Revenue jumped 16% YoY to $131m for the Georgia-based provider, while its net income in 2Q11 nearly doubled 2Q10 totals. Video revenue rose near 20% YoY, while voice and broadband increases also contributed to the top line growth. Knology’s strong earnings suggest that its acquisition-based growth strategy has been effective. The provider finalized its $30m purchase of CoBridge’s cable and broadband operations in 2Q11, and also made significant investments in Tower Cloud, a backhaul service provider.

The strong earnings allowed Rodger L. Johnson, ceo of Knology, to be direct and to the point when discussing the quarter. No frills, no homemade financial metrics, and no spin. "We achieved all-time records for revenue, EBITDA and net income. Our high network edge-out investment activity, combined with solid legacy performance, resulted in our second quarter connections performance being the best in the last five years. As always, we continue to focus on taking care of our customers and running a fundamentally sound business."

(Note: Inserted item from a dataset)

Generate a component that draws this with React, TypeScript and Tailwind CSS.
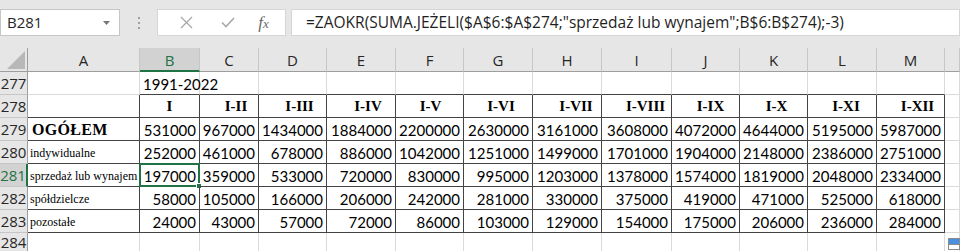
import React from "react";

const cols = ["A", "B", "C", "D", "E", "F", "G", "H", "I", "J", "K", "L", "M", ""];

const heads = [
  { t: "I", c: "pl-0" },
  { t: "I-II", c: "pl-[14px]" },
  { t: "I-III", c: "pl-[14px]" },
  { t: "I-IV", c: "pl-[14px]" },
  { t: "I-V", c: "pl-[2px]" },
  { t: "I-VI", c: "pl-[6px]" },
  { t: "I-VII", c: "pl-[18px]" },
  { t: "I-VIII", c: "pl-[18px]" },
  { t: "I-IX", c: "pl-[10px]" },
  { t: "I-X", c: "pl-[6px]" },
  { t: "I-XI", c: "pl-[8px]" },
  { t: "I-XII", c: "pl-[14px]" },
];

const rows = [
  { n: 279, label: "OGÓŁEM", bold: true, v: [531000, 967000, 1434000, 1884000, 2200000, 2630000, 3161000, 3608000, 4072000, 4644000, 5195000, 5987000] },
  { n: 280, label: "indywidualne", v: [252000, 461000, 678000, 886000, 1042000, 1251000, 1499000, 1701000, 1904000, 2148000, 2386000, 2751000] },
  { n: 281, label: "sprzedaż lub wynajem", v: [197000, 359000, 533000, 720000, 830000, 995000, 1203000, 1378000, 1574000, 1819000, 2048000, 2334000] },
  { n: 282, label: "spółdzielcze", v: [58000, 105000, 166000, 206000, 242000, 281000, 330000, 375000, 419000, 471000, 525000, 618000] },
  { n: 283, label: "pozostałe", v: [24000, 43000, 57000, 72000, 86000, 103000, 129000, 154000, 175000, 206000, 236000, 284000] },
];

const light = "border-r border-b border-[#dadada]";
const dark = "border-r border-b border-[#444444]";
const cellFont = "font-['Lato','Open_Sans',sans-serif] text-[15px] text-black";
const serif = "font-['Liberation_Serif','Times_New_Roman',serif] text-black";

function RowHead({ n, active, top }: { n: number; active?: boolean; top?: boolean }) {
  return (
    <div
      className={
        "flex justify-center border-b font-['Open_Sans',sans-serif] text-[15px] " +
        (top ? "items-start pt-[1px] leading-[17px] " : "items-end pb-[1px] leading-[20px] ") +
        (active
          ? "bg-[#d2d2d2] text-[#217346] border-b-[#c6c6c6] border-r-2 border-r-[#217346]"
          : "bg-[#e6e6e6] text-[#262626] border-[#c6c6c6] border-r border-r-[#9e9e9e]")
      }
    >
      {n}
    </div>
  );
}

export default function App() {
  return (
    <div className="w-[960px] h-[251px] overflow-hidden bg-white select-none">
      {/* formula bar */}
      <div className="h-[48px] bg-[#e6e6e6] flex items-start pt-[9px] gap-0">
        <div className="w-[120px] h-[27px] bg-white border border-[#c6c6c6] flex items-center pl-[6px] pr-[9px] justify-between">
          <span className="font-['Open_Sans',sans-serif] text-[15px] text-[#262626]">B281</span>
          <svg width="7" height="4" viewBox="0 0 7 4">
            <path d="M0 0 L7 0 L3.5 4 Z" fill="#777" />
          </svg>
        </div>
        <div className="w-[37px] h-[27px] flex flex-col items-center justify-center gap-[3px]">
          <div className="w-[2px] h-[2px] bg-[#a0a0a0]" />
          <div className="w-[2px] h-[2px] bg-[#a0a0a0]" />
          <div className="w-[2px] h-[2px] bg-[#a0a0a0]" />
        </div>
        <div className="w-[129px] h-[27px] bg-white border border-[#d6d6d6] flex items-center">
          <div className="w-[47px] flex justify-center pl-[9px]">
            <svg width="13" height="13" viewBox="0 0 13 13">
              <path d="M1 1 L12 12 M12 1 L1 12" stroke="#a8a8a8" strokeWidth="1.3" />
            </svg>
          </div>
          <div className="w-[40px] flex justify-center pl-[6px]">
            <svg width="14" height="11" viewBox="0 0 14 11">
              <path d="M1 5.5 L5 9.5 L13 1" stroke="#a8a8a8" strokeWidth="1.6" fill="none" />
            </svg>
          </div>
          <div className="flex-1 flex justify-center pr-[3px]">
            <span className="font-['Liberation_Serif',serif] italic text-[17px] text-[#6a6a6a] leading-none">
              f<span className="text-[13px]">x</span>
            </span>
          </div>
        </div>
        <div className="ml-[5px] flex-1 h-[27px] bg-white border border-[#d6d6d6] flex items-center pl-[14px]">
          <span className="font-['Open_Sans',sans-serif] text-[15.5px] text-[#1f1f1f] whitespace-nowrap">
            =ZAOKR(SUMA.JEŻELI($A$6:$A$274;"sprzedaż lub wynajem";B$6:B$274);-3)
          </span>
        </div>
      </div>

      {/* grid */}
      <div className="grid grid-cols-[28px_112px_60px_59px_68px_69px_68px_69px_69px_70px_68px_68px_69px_68px_1fr] grid-rows-[24px_23px_23px_23px_23px_23px_23px_23px_19px]">
        {/* column headers */}
        <div className="bg-[#e6e6e6] border-r border-b border-[#9e9e9e] relative">
          <svg className="absolute right-[2px] bottom-[2px]" width="18" height="18" viewBox="0 0 18 18">
            <path d="M18 0 L18 18 L0 18 Z" fill="#b8b8b8" />
          </svg>
        </div>
        {cols.map((c, i) =>
          c === "B" ? (
            <div
              key={c}
              className="bg-[#d2d2d2] border-r border-r-[#c6c6c6] border-b-2 border-b-[#217346] flex items-center justify-center pt-[2px] font-['Open_Sans',sans-serif] text-[15px] text-[#217346]"
            >
              {c}
            </div>
          ) : (
            <div
              key={c + i}
              className="bg-[#e6e6e6] border-r border-r-[#c6c6c6] border-b border-b-[#9e9e9e] flex items-center justify-center pt-[2px] font-['Open_Sans',sans-serif] text-[15px] text-[#262626]"
            >
              {c}
            </div>
          )
        )}

        {/* row 277 */}
        <RowHead n={277} />
        <div className={light} />
        <div className={"border-b border-b-[#444444] border-r border-r-[#dadada] relative"}>
          <span className={cellFont + " absolute left-[3px] bottom-[0px] leading-[20px] whitespace-nowrap"}>1991-2022</span>
        </div>
        {heads.slice(1).map((h) => (
          <div key={"e" + h.t} className="border-b border-b-[#444444] border-r border-r-[#dadada]" />
        ))}
        <div className={light} />

        {/* row 278 */}
        <RowHead n={278} />
        <div className="border-b border-b-[#444444] border-r border-r-[#444444]" />
        {heads.map((h) => (
          <div
            key={h.t}
            className={dark + " flex items-end justify-center pb-[1px] " + h.c}
          >
            <span className={serif + " font-bold text-[15px] leading-[20px]"}>{h.t}</span>
          </div>
        ))}
        <div className={light} />

        {/* data rows */}
        {rows.map((r) => (
          <React.Fragment key={r.n}>
            <RowHead n={r.n} active={r.n === 281} />
            <div className={dark + " flex items-end pl-[2px] pb-[2px] whitespace-nowrap overflow-hidden"}>
              {r.bold ? (
                <span className={serif + " font-bold text-[16px] leading-[20px] tracking-[0.3px] pl-[2px] mb-[-2px]"}>{r.label}</span>
              ) : (
                <span className={serif + " text-[12px] leading-[16px]"}>{r.label}</span>
              )}
            </div>
            {r.v.map((v, i) => (
              <div
                key={i}
                className={dark + " flex items-end justify-end pr-[3px] relative"}
              >
                <span className={cellFont + " leading-[20px]"}>{v}</span>
                {r.n === 281 && i === 0 && (
                  <div className="absolute left-[-1px] top-[-1px] right-[-1px] bottom-[-1px] border-2 border-[#217346]">
                    <div className="absolute right-[-4px] bottom-[-4px] w-[6px] h-[6px] bg-[#217346] border border-white" />
                  </div>
                )}
              </div>
            ))}
            <div className={light} />
          </React.Fragment>
        ))}

        {/* row 284 */}
        <RowHead n={284} top />
        {cols.map((c, i) =>
          i === 13 ? (
            <div key={"l" + i} className="border-r border-[#dadada] relative">
              <div className="absolute left-[3px] top-[5px] w-[12px] h-[12px] bg-white border border-[#8a8a8a] flex flex-col">
                <div className="h-[5px] bg-[#4a90e2]" />
                <div className="h-[1px] bg-[#8a8a8a]" />
              </div>
            </div>
          ) : (
            <div key={"l" + i} className="border-r border-[#dadada]" />
          )
        )}
      </div>
    </div>
  );
}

Among cablecos and telcos, Knology is unique in that it maintains very similar amounts of voice, video and Internet connections given that its business model is built on bundling. This fact, however, also makes generating revenue growth from its current customer base more difficult, as a majority of its customers already utilize its three services. In order to produce future growth comparable to its 2Q11 increases, Knology will likely depend on more acquisitions. Todd Holt, Knology’s president, stated during the conference call that its strong cash balances put the company in position to be an active buyer. It however must continue to be strategic with its purchases, as we pointed out earlier this week, acquisitions don't necessarily translate into real growth.